(A second version by Elaina Weber follows)
By Emma Kilroy
When I was young we lived in a small village. I was the oldest of seven siblings (there were three sets of fraternal twins after me!). Daisy Leung was telling her immigration story at an advanced English as a Second Language class at the Consortium for Worker Education in Chelsea.
My mother was a farmer. My father, I don’t know what he did. He wasn’t a farmer. Maybe he did business then? But we moved to Hong Kong to escape Communism. We were very poor, going from being farmers to living in Hong Kong. Then my dad worked for his brother’s company. It was my grandfather’s business, but my father’s older brother inherited it, so my father worked for his brother. We lived in the mountains because we were still very poor, and very simple. We had to walk up three hundred stairs to get home every day! But I got to go to school in Hong Kong in the city.
When I was a teenager, my father left his brother’s company and became successful with one of his friends in a business venture. He was an agent for importing concrete from Japan to China. He did well and we had some more money, so we moved into the city. But because my family was from poverty, we continued to save and live simply. My father wanted to leave some money to his children, but only for the purpose of studying. I finished my education in a university in Hong Kong, and then I worked as a teacher for a bit.
Afterwards, I graduated from secretary school in London. I met my husband there. He finished college in Taiwan, and we were married. He was also very poor. My husband’s father had been a great general in the Second World War, in Taiwan, which wasn’t Communist. He was best friends with the president, the last Qing emperor, and was one of the only three people at his funeral.

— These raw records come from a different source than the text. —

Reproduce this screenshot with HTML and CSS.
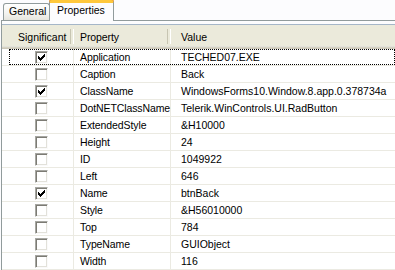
FILE: index.html
```html
<!DOCTYPE html>
<html lang="en">
<head>
    <meta charset="UTF-8">
    <title>Properties</title>
    <link rel="stylesheet" href="styles.css">
</head>
<body>

<div class="tabs">
    <div class="tab">General</div>
    <div class="tab active">Properties</div>
</div>

<div class="page">
    <div class="grid">
        <div class="head">
            <div class="c1">Significant</div>
            <div class="c2">Property</div>
            <div class="c3">Value</div>
        </div>
        <div class="row focus">
            <div class="c1"><span class="chk"><svg viewBox="0 0 7 7" width="7" height="7"><path d="M0.5 2v3M1.5 3v3M2.5 4v3M3.5 3v3M4.5 2v3M5.5 1v3M6.5 0v3" stroke="#000" shape-rendering="crispEdges"/></svg></span></div>
            <div class="c2">Application</div>
            <div class="c3">TECHED07.EXE</div>
        </div>
        <div class="row">
            <div class="c1"><span class="chk"></span></div>
            <div class="c2">Caption</div>
            <div class="c3">Back</div>
        </div>
        <div class="row">
            <div class="c1"><span class="chk"><svg viewBox="0 0 7 7" width="7" height="7"><path d="M0.5 2v3M1.5 3v3M2.5 4v3M3.5 3v3M4.5 2v3M5.5 1v3M6.5 0v3" stroke="#000" shape-rendering="crispEdges"/></svg></span></div>
            <div class="c2">ClassName</div>
            <div class="c3">WindowsForms10.Window.8.app.0.378734a</div>
        </div>
        <div class="row">
            <div class="c1"><span class="chk"></span></div>
            <div class="c2">DotNETClassName</div>
            <div class="c3">Telerik.WinControls.UI.RadButton</div>
        </div>
        <div class="row">
            <div class="c1"><span class="chk"></span></div>
            <div class="c2">ExtendedStyle</div>
            <div class="c3">&amp;H10000</div>
        </div>
        <div class="row">
            <div class="c1"><span class="chk"></span></div>
            <div class="c2">Height</div>
            <div class="c3">24</div>
        </div>
        <div class="row">
            <div class="c1"><span class="chk"></span></div>
            <div class="c2">ID</div>
            <div class="c3">1049922</div>
        </div>
        <div class="row">
            <div class="c1"><span class="chk"></span></div>
            <div class="c2">Left</div>
            <div class="c3">646</div>
        </div>
        <div class="row">
            <div class="c1"><span class="chk"><svg viewBox="0 0 7 7" width="7" height="7"><path d="M0.5 2v3M1.5 3v3M2.5 4v3M3.5 3v3M4.5 2v3M5.5 1v3M6.5 0v3" stroke="#000" shape-rendering="crispEdges"/></svg></span></div>
            <div class="c2">Name</div>
            <div class="c3">btnBack</div>
        </div>
        <div class="row">
            <div class="c1"><span class="chk"></span></div>
            <div class="c2">Style</div>
            <div class="c3">&amp;H56010000</div>
        </div>
        <div class="row">
            <div class="c1"><span class="chk"></span></div>
            <div class="c2">Top</div>
            <div class="c3">784</div>
        </div>
        <div class="row">
            <div class="c1"><span class="chk"></span></div>
            <div class="c2">TypeName</div>
            <div class="c3">GUIObject</div>
        </div>
        <div class="row">
            <div class="c1"><span class="chk"></span></div>
            <div class="c2">Width</div>
            <div class="c3">116</div>
        </div>
    </div>
</div>

</body>
</html>
```

FILE: styles.css
```css
*{
    margin:0;
    padding:0;
    box-sizing: border-box;
}
body{
    width: 395px;
    height: 270px;
    overflow: hidden;
    background: #fcfcfe;
    font-family: "Liberation Sans", Arial, sans-serif;
    font-size: 10.5px;
    color: #000;
}
.tabs{
    height: 21px;
    display: flex;
    align-items: flex-end;
    padding-left: 3px;
    position: relative;
    z-index: 1;
}
.tab{
    height: 17px;
    width: 47px;
    padding-left: 5px;
    line-height: 15px;
    border: 1px solid #919b9c;
    border-bottom: none;
    border-radius: 3px 3px 0 0;
    background: linear-gradient(#ffffff, #f3f3ef 60%, #e6e5dd);
    margin-bottom: 1px;
    white-space: nowrap;
}
.tab.active{
    height: 21px;
    width: 65px;
    padding-left: 7px;
    line-height: 14px;
    margin-bottom: 0;
    margin-left: -1px;
    background: #fcfcfe;
    border-top: 3px solid #ffc83c;
    box-shadow: 0 -1px 0 #e68b2c;
}
.page{
    border-top: 1px solid #919b9c;
    border-left: 1px solid #919b9c;
    margin: -1px 0 0 1px;
    height: 250px;
    padding-top: 3px;
}
.grid{
    border-top: 1px solid #a5b6c8;
    background: #fff;
    height: 100%;
}
.head{
    height: 24px;
    display: flex;
    background: #ebeadb;
    box-shadow: inset 0 -1px 0 #cbc7b8, inset 0 -2px 0 #d6d2c2, inset 0 -3px 0 #e2e2da;
}
.head > div{
    position: relative;
    line-height: 24px;
}
.head .c1{
    padding-left: 16px;
}
.head .c1:after, .head .c2:after{
    content: "";
    position: absolute;
    right: 0;
    top: 4px;
    width: 2px;
    height: 15px;
    border-left: 1px solid #c7c5b2;
    border-right: 1px solid #fff;
}
.c1{
    width: 72px;
    flex-shrink: 0;
}
.c2{
    width: 97px;
    flex-shrink: 0;
    padding-left: 6px;
    white-space: nowrap;
    letter-spacing: -0.1px;
}
.c3{
    flex: 1;
    padding-left: 10px;
    white-space: nowrap;
}
.row{
    height: 17px;
    display: flex;
    position: relative;
    border-bottom: 1px solid #ebeae2;
}
.row > div{
    line-height: 16px;
}
.row .c1, .row .c2{
    border-right: 1px solid #ebeae2;
}
.row .c1{
    display: flex;
    align-items: center;
    padding-left: 33px;
}
.row.focus:before{
    content: "";
    position: absolute;
    left: 7px;
    right: 0;
    top: 0;
    bottom: 0;
    border: 1px dotted #000;
}
.chk{
    width: 13px;
    height: 13px;
    display: block;
    border: 1px solid;
    border-color: #a7a7a2 #fafafa #fafafa #a7a7a2;
    box-shadow: inset 1px 1px 0 #7c7b74, inset -1px -1px 0 #e2e1da;
    background: #fff;
    padding: 2px;
}
.chk svg{
    display: block;
}
```
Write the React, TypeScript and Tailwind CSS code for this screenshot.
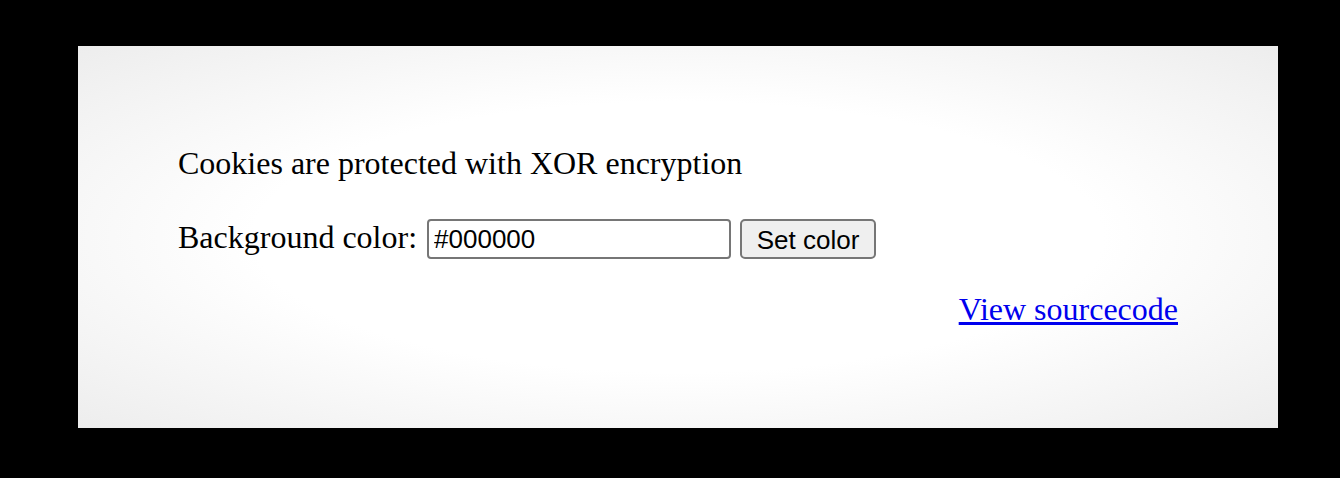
export default function App() {
  return (
    <div className="w-[1340px] h-[478px] bg-black pt-[46px] pl-[78px]">
      <div
        className="w-[1200px] h-[382px] flex flex-col pt-[99px] px-[100px] text-black bg-[radial-gradient(ellipse_at_center,#ffffff_50%,#ededed_100%)]"
        style={{ fontFamily: '"Liberation Serif", "Times New Roman", serif' }}
      >
        <p className="text-[32px] leading-[36px]">Cookies are protected with XOR encryption</p>

        <form className="mt-[38px] flex items-start" onSubmit={(e) => e.preventDefault()}>
          <label className="text-[32px] leading-[36px]">Background color:</label>
          <input
            type="text"
            defaultValue="#000000"
            className="ml-[10px] w-[304px] h-[40px] border-2 border-[#767676] rounded-[4px] bg-white px-[5px] text-[26px] text-black outline-none"
            style={{ fontFamily: '"Liberation Sans", Arial, sans-serif' }}
          />
          <button
            type="submit"
            className="ml-[9px] w-[136px] h-[40px] border-2 border-[#767676] rounded-[5px] bg-[#efefef] text-[26px] text-black"
            style={{ fontFamily: '"Liberation Sans", Arial, sans-serif' }}
          >
            Set color
          </button>
        </form>

        <div className="mt-[32px] flex justify-end">
          <a href="#" className="text-[32px] leading-[36px] text-[#0000ee] underline">
            View sourcecode
          </a>
        </div>
      </div>
    </div>
  );
}
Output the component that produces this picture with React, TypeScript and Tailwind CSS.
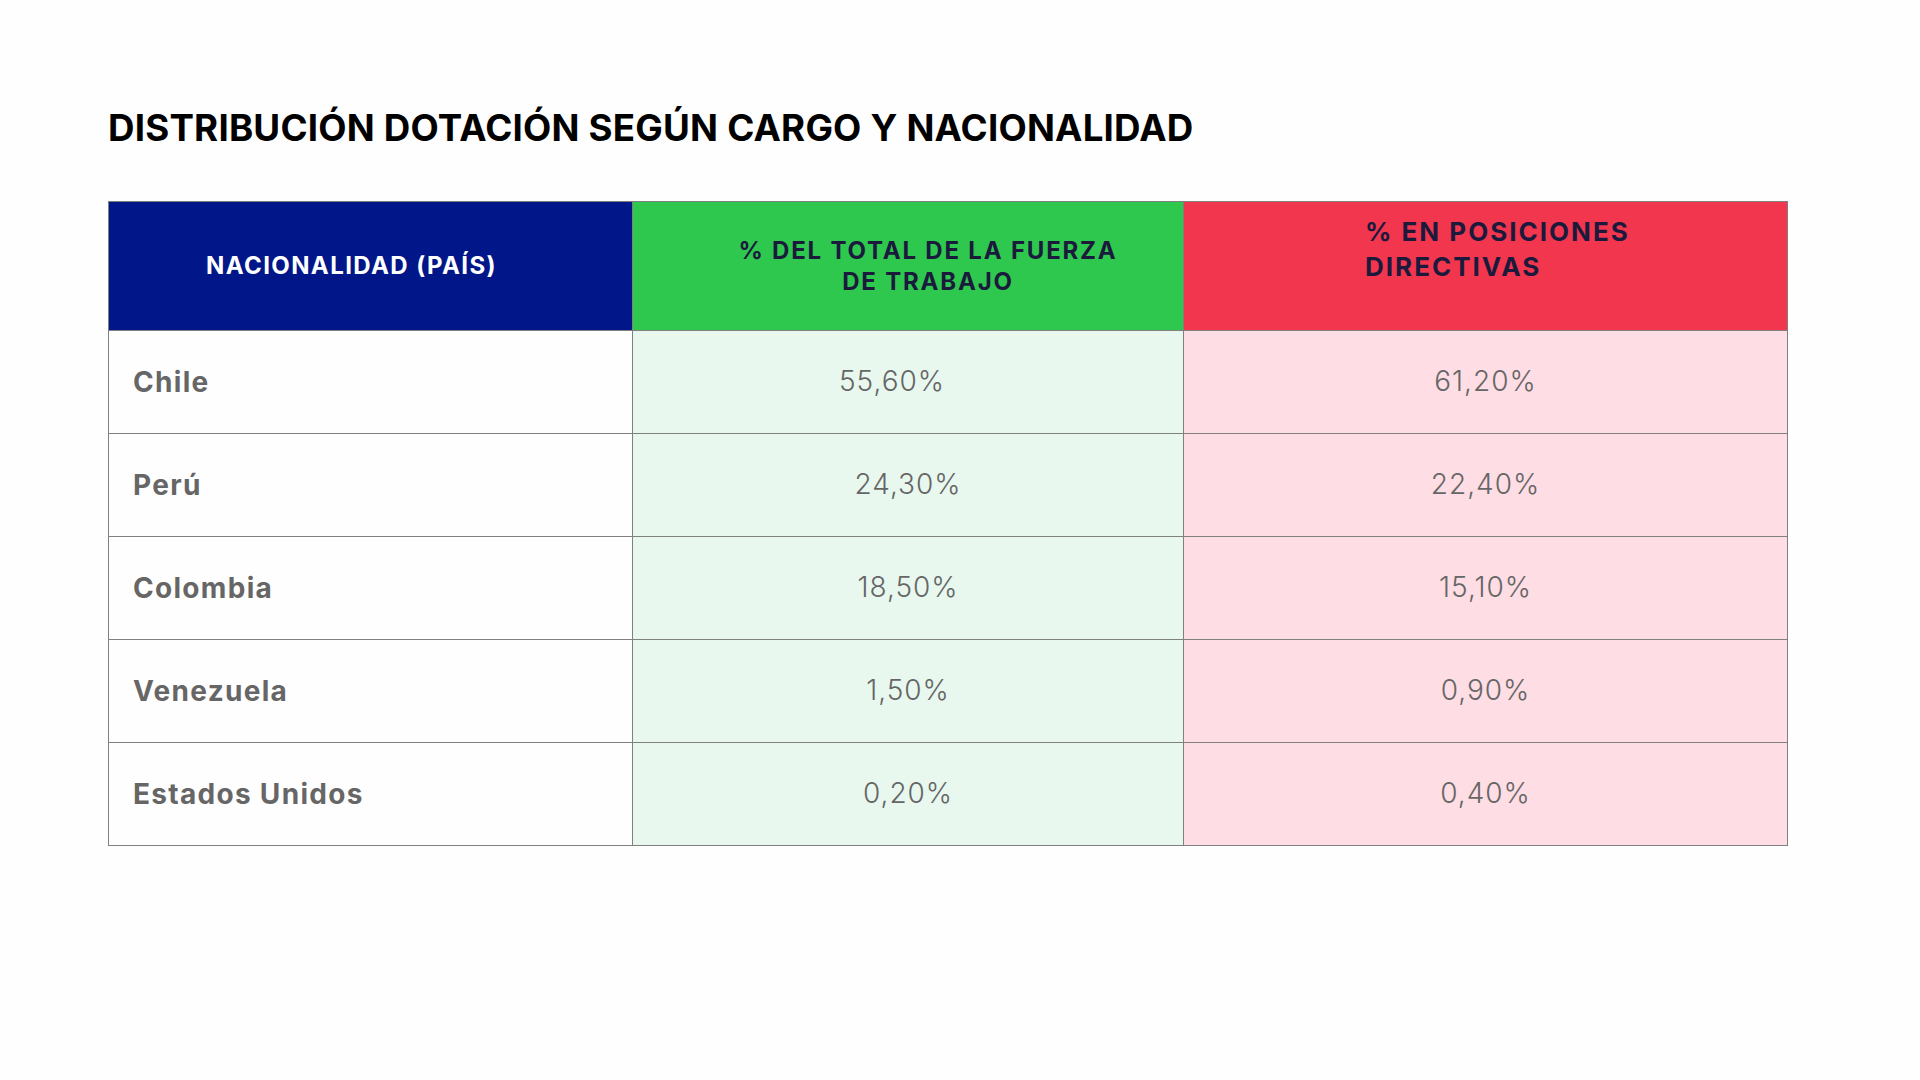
const rows = [
  { pais: "Chile", total: "55,60%", directivas: "61,20%" },
  { pais: "Perú", total: "24,30%", directivas: "22,40%" },
  { pais: "Colombia", total: "18,50%", directivas: "15,10%" },
  { pais: "Venezuela", total: "1,50%", directivas: "0,90%" },
  { pais: "Estados Unidos", total: "0,20%", directivas: "0,40%" },
];

export default function App() {
  return (
    <div className="min-h-screen w-full bg-[#fffefe] font-['Inter','Liberation_Sans',sans-serif]">
      <div className="pl-[108px] pt-[104px]">
        <h1 className="text-[36.7px] font-bold leading-[48px] tracking-[0.2px] text-black">
          DISTRIBUCIÓN DOTACIÓN SEGÚN CARGO Y NACIONALIDAD
        </h1>

        {/* Tabla */}
        <div className="mt-[49px] grid w-[1680px] grid-cols-[524px_551px_604px] border-l border-t border-[#808080]">
          <div className="flex h-[129px] items-center justify-center border-b border-r border-[#808080] bg-[#001689] pr-[38px] text-[24px] font-bold tracking-[1.4px] text-white">
            NACIONALIDAD (PAÍS)
          </div>
          <div className="flex h-[129px] flex-col items-center justify-center border-b border-r border-[#808080] bg-[#2dc84d] pl-[40px] text-center text-[24px] font-bold leading-[31px] tracking-[1.8px] text-[#1b1a3d]">
            <span>% DEL TOTAL DE LA FUERZA</span>
            <span>DE TRABAJO</span>
          </div>
          <div className="flex h-[129px] flex-col border-b border-r border-[#808080] bg-[#f2364d] pl-[181px] pt-[12px] text-[26px] font-bold leading-[35px] tracking-[2px] text-[#1b1a3d]">
            <span>% EN POSICIONES</span>
            <span>DIRECTIVAS</span>
          </div>

          {rows.map((r, i) => (
            <div key={r.pais} className="contents">
              <div className="flex h-[103px] items-center border-b border-r border-[#808080] bg-[#fffefe] pl-[24px] text-[28px] font-bold tracking-[1.3px] text-[#666666]">
                {r.pais}
              </div>
              <div
                className={`flex h-[103px] items-center justify-center border-b border-r border-[#808080] bg-[#e8f8ee] pb-[3px] text-[28px] font-light tracking-[1px] text-[#666666] ${
                  i === 0 ? "pr-[32px]" : ""
                }`}
              >
                {r.total}
              </div>
              <div className="flex h-[103px] items-center justify-center border-b border-r border-[#808080] bg-[#fedde4] pb-[3px] text-[28px] font-light tracking-[1px] text-[#666666]">
                {r.directivas}
              </div>
            </div>
          ))}
        </div>
      </div>
    </div>
  );
}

My brother came to America in 1984 to go to college. He stayed and got a house. He wanted to bring my whole family over, but my sister and I were already married, so we didn’t qualify. He found a lawyer to help us, and we came to New York in 1989 during the Communist Revolution. 1989 was very famous all over the world for Tiananmen Square. We watched it on TV through the night all the time.
Today my son has come to New York to study at Columbia. My daughter ilves in China, and she also shas gone to study in London as I did.
By Elaina Weber
Daisy Leung, a Chinese immigrant who agreed to talk about her story of coming the United States, was born in rural China, but her parents soon fled with their children to Hong Kong to evade Communist policies and to find a better food source for their family. In the village where they settled, Daisy’s mother was a farmer. Her father was a businessman, maybe, or someone who crafted; Daisy could not recall.
“We didn’t have anything. No money, we borrowed that,” Daisy stated.
The family even borrowed jobs. Daisy’s father worked for his brother’s company, which was given to him by their father when he could no longer run it. When the company fell through, Daisy’s family had nothing left to borrow, and her family fled for a house in the mountains.
Here, though work wasn’t easy, they finally had enough to eat.
“The food was very simple, and I was very young. To eat, I needed to walk down 300 stairs to a well for water, then 300 stairs back up again,” Daisy recalled. “I was always exhausted forever.”
This trip discouraged Daisy from doing most things, including going into town and even going to school. However, her father had a dream for her. Daisy, the oldest of seven siblings, would go to America to study, and she would live a more comfortable life than he had.
When Daisy’s father found a job working as an agent of concrete sales from Japan to China, their family finally experienced the success they needed to make this dream a reality. They saved every penny and lived as if they were as poor as they had always been.
Daisy watched as each of her six younger siblings dipped into the funds and flew to Canada or New York for school. In 1972, her youngest brother came to New York for college, but Daisy was still studying in Hong Kong.
“My English wasn’t good enough,” Daisy said, “or maybe it was my self confidence.”
But it was a divorce that finally drove Daisy to come to the U.S. After raising her kids mostly on her own, she left the man who fathered them. Her mother and brother in the U.S. worked hard to get the legal tracks straightened out for her arrival, and she found herself working in the U.S. only a year later.
It is unclear whether she ever wanted to come to the U.S., or if she thinks the change was worth it.